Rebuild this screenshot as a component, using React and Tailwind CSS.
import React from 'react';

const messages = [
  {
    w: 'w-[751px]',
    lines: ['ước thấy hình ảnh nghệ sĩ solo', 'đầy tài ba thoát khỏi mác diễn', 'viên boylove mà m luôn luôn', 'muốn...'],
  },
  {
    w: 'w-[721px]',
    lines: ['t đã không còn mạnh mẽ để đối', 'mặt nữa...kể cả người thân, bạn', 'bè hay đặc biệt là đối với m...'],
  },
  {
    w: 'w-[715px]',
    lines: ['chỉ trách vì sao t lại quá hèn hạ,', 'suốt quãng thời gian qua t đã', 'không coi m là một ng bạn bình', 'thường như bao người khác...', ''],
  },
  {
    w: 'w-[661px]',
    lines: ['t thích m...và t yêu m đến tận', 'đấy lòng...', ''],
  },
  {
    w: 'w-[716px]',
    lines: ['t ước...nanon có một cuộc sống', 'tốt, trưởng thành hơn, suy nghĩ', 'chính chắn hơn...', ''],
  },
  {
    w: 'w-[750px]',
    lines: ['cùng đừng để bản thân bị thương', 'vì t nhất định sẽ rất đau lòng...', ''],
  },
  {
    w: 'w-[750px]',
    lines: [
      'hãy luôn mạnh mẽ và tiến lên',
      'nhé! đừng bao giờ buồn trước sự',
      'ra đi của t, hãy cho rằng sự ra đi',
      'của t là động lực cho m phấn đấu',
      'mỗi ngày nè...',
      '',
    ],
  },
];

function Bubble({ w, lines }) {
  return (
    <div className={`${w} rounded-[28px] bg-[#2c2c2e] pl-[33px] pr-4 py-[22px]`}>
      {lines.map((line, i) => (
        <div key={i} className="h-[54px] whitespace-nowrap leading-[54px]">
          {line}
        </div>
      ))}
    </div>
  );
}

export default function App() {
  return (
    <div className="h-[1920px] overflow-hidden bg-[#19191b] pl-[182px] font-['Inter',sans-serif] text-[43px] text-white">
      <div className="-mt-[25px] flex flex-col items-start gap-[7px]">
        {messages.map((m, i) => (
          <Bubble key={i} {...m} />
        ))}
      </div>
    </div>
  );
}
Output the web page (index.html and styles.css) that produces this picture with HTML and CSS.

TO DO: Retype each record exactly, leaving nothing out.

EXERCISE RESPONSE:
Rebuild this screenshot as a component, using React and Tailwind CSS.
import React from 'react';

const messages = [
  {
    w: 'w-[751px]',
    lines: ['ước thấy hình ảnh nghệ sĩ solo', 'đầy tài ba thoát khỏi mác diễn', 'viên boylove mà m luôn luôn', 'muốn...'],
  },
  {
    w: 'w-[721px]',
    lines: ['t đã không còn mạnh mẽ để đối', 'mặt nữa...kể cả người thân, bạn', 'bè hay đặc biệt là đối với m...'],
  },
  {
    w: 'w-[715px]',
    lines: ['chỉ trách vì sao t lại quá hèn hạ,', 'suốt quãng thời gian qua t đã', 'không coi m là một ng bạn bình', 'thường như bao người khác...', ''],
  },
  {
    w: 'w-[661px]',
    lines: ['t thích m...và t yêu m đến tận', 'đấy lòng...', ''],
  },
  {
    w: 'w-[716px]',
    lines: ['t ước...nanon có một cuộc sống', 'tốt, trưởng thành hơn, suy nghĩ', 'chính chắn hơn...', ''],
  },
  {
    w: 'w-[750px]',
    lines: ['cùng đừng để bản thân bị thương', 'vì t nhất định sẽ rất đau lòng...', ''],
  },
  {
    w: 'w-[750px]',
    lines: [
      'hãy luôn mạnh mẽ và tiến lên',
      'nhé! đừng bao giờ buồn trước sự',
      'ra đi của t, hãy cho rằng sự ra đi',
      'của t là động lực cho m phấn đấu',
      'mỗi ngày nè...',
      '',
    ],
  },
];

function Bubble({ w, lines }) {
  return (
    <div className={`${w} rounded-[28px] bg-[#2c2c2e] pl-[33px] pr-4 py-[22px]`}>
      {lines.map((line, i) => (
        <div key={i} className="h-[54px] whitespace-nowrap leading-[54px]">
          {line}
        </div>
      ))}
    </div>
  );
}

export default function App() {
  return (
    <div className="h-[1920px] overflow-hidden bg-[#19191b] pl-[182px] font-['Inter',sans-serif] text-[43px] text-white">
      <div className="-mt-[25px] flex flex-col items-start gap-[7px]">
        {messages.map((m, i) => (
          <Bubble key={i} {...m} />
        ))}
      </div>
    </div>
  );
}
Output the web page (index.html and styles.css) that produces this picture with HTML and CSS.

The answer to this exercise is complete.